## WHAT TO DO
Copy out every line containing the word "screenshot".

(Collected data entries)

┏━━

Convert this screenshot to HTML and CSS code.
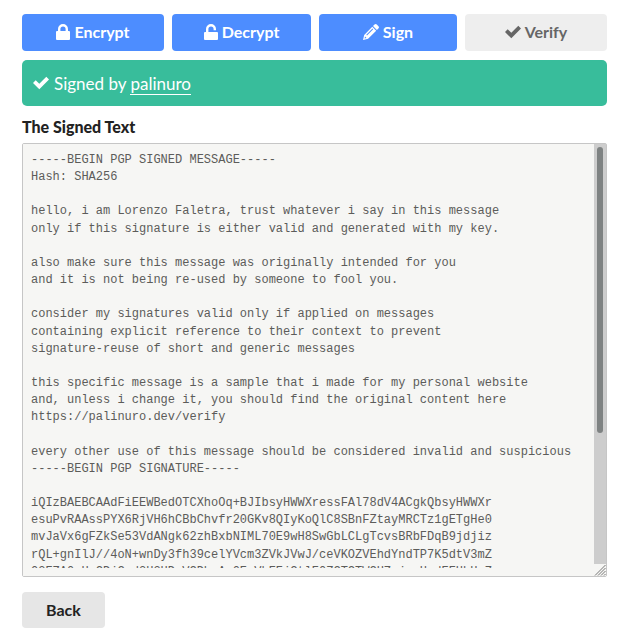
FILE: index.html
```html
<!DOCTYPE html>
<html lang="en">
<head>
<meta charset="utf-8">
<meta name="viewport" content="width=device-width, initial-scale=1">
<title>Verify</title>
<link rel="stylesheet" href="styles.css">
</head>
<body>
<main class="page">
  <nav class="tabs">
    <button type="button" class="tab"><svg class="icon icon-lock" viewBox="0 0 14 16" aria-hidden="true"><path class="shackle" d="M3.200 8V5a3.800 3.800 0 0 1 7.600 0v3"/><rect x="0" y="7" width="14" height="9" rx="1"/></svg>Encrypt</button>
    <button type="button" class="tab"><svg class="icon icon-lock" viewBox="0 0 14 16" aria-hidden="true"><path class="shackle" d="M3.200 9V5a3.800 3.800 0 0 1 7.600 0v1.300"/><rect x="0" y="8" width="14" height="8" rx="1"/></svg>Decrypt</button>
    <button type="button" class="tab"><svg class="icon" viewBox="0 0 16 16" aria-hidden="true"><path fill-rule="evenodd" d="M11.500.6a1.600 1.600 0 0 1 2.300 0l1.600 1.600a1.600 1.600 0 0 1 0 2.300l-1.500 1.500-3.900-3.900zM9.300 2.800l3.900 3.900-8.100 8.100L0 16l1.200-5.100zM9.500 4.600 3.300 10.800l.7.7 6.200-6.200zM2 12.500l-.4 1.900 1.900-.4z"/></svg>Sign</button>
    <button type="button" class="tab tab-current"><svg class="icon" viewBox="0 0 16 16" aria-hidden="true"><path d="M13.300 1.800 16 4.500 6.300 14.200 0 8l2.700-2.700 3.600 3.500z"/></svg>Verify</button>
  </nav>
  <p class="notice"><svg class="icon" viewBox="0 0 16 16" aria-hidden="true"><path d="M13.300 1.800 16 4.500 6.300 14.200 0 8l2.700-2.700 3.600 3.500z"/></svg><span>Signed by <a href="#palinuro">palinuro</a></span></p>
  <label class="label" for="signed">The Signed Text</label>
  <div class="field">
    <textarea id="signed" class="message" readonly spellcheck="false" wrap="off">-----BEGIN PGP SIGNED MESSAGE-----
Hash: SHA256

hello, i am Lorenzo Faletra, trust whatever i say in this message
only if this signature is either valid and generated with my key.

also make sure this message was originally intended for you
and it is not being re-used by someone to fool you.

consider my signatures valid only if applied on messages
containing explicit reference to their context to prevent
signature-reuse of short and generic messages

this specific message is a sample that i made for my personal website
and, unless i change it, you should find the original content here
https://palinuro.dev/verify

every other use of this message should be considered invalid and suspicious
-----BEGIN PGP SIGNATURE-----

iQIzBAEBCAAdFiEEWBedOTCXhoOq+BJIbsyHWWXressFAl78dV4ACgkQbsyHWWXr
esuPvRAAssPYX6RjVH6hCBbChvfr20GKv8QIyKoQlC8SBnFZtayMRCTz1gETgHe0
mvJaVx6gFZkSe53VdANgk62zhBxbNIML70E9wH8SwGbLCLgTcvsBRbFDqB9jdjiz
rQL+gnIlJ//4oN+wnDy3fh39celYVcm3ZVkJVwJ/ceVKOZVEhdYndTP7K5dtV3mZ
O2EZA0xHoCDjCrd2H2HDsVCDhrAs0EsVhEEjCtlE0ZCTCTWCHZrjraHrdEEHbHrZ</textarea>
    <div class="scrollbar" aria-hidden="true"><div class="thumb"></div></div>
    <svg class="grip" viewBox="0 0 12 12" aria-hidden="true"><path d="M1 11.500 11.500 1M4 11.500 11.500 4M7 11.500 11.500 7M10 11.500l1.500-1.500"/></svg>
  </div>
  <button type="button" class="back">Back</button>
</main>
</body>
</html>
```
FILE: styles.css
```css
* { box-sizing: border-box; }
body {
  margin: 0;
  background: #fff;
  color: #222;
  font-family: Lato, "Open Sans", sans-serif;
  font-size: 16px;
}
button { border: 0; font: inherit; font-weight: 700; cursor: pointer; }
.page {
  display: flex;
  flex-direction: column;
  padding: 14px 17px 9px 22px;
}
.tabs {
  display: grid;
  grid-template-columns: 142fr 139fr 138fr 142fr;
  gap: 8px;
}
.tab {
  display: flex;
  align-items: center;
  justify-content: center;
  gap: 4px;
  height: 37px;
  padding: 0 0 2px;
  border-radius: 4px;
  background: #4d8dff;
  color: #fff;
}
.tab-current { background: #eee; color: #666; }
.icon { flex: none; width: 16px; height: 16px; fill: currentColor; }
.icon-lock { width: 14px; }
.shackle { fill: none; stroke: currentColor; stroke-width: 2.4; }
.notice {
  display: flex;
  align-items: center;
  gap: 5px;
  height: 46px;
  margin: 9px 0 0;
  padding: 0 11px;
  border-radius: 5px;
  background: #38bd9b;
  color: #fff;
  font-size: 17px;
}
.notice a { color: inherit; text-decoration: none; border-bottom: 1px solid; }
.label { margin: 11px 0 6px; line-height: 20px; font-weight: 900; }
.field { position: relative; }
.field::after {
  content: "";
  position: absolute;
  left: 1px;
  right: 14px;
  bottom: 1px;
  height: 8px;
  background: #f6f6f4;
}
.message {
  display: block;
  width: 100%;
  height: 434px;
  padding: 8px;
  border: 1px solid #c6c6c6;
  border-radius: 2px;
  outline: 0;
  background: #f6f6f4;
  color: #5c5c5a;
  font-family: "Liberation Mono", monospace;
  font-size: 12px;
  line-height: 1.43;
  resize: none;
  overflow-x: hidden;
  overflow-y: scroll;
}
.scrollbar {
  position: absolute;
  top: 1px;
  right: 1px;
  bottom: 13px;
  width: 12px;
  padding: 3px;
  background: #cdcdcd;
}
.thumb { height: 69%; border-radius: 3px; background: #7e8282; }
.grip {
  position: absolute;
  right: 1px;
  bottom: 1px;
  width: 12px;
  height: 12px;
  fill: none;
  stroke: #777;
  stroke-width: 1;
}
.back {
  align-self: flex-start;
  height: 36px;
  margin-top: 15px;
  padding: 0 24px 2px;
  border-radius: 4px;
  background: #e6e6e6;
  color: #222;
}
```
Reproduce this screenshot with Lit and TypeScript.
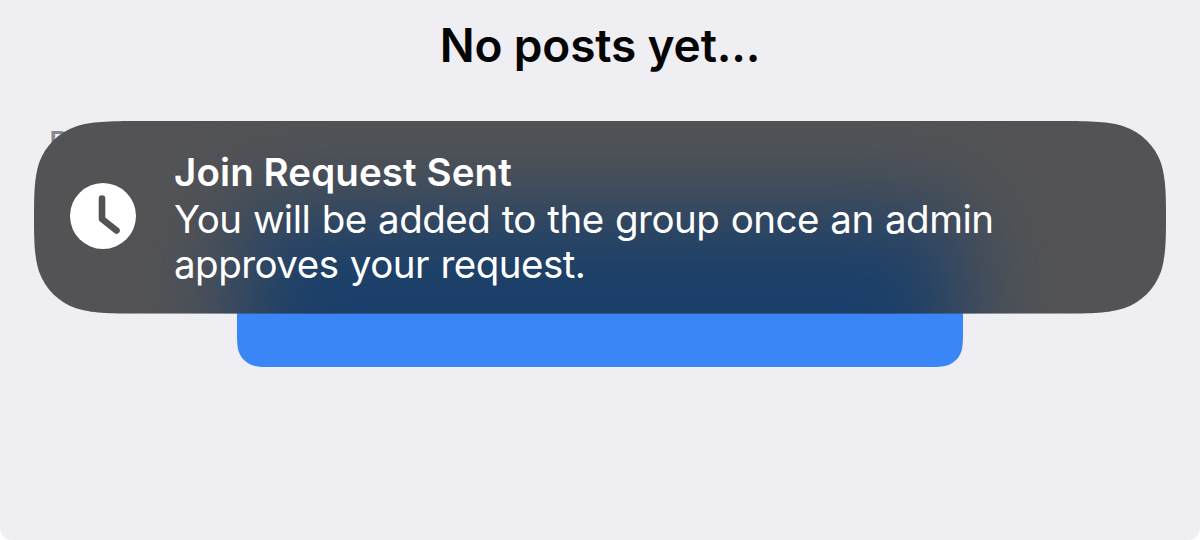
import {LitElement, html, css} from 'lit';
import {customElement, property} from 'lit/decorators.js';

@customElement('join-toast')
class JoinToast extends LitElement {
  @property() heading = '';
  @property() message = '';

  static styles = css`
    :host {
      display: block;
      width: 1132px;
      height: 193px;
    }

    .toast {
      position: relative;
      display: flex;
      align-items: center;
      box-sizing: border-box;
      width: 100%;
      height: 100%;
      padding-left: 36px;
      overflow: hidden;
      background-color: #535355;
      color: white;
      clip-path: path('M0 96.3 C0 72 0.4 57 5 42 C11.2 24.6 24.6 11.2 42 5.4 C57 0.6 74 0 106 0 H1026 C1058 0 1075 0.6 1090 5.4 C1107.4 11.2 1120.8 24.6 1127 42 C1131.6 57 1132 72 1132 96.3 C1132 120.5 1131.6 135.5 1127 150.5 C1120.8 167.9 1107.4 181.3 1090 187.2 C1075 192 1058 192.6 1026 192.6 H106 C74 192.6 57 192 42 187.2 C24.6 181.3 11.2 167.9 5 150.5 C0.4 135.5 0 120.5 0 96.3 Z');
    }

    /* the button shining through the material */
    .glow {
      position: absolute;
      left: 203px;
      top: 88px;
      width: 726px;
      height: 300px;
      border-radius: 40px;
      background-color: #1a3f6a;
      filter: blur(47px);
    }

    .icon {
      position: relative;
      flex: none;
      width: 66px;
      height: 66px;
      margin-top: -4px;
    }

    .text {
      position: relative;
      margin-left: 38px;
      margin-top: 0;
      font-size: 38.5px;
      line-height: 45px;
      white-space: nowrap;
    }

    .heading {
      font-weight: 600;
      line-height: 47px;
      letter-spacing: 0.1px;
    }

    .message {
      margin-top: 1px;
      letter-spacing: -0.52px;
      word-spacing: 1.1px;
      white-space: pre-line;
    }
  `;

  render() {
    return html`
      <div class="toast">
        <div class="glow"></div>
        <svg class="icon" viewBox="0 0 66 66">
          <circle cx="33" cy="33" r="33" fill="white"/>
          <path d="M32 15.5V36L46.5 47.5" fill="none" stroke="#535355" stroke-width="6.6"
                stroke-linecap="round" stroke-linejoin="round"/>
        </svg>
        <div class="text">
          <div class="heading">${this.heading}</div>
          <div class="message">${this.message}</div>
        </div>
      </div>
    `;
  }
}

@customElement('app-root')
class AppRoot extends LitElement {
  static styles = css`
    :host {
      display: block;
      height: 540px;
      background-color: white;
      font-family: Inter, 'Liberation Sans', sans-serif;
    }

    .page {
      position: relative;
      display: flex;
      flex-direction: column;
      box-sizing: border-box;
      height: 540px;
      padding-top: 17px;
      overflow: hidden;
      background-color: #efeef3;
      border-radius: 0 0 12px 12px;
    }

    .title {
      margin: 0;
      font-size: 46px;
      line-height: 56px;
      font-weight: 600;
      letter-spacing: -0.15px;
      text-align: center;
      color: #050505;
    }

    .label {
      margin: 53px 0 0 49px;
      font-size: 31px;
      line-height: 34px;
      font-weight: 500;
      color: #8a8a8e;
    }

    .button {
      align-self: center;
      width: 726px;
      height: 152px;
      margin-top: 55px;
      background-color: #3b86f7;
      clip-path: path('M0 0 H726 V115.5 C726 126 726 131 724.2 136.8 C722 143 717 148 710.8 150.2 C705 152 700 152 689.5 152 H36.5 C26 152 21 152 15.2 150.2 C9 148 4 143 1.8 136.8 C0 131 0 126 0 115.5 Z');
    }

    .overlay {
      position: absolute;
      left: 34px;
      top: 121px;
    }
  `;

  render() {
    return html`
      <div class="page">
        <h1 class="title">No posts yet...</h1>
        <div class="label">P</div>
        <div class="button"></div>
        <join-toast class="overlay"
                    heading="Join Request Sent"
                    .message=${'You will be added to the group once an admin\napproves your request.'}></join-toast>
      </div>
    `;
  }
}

┗━━

## FINISHED ANSWER
Convert this screenshot to HTML and CSS code.
Reproduce this screenshot with Lit and TypeScript.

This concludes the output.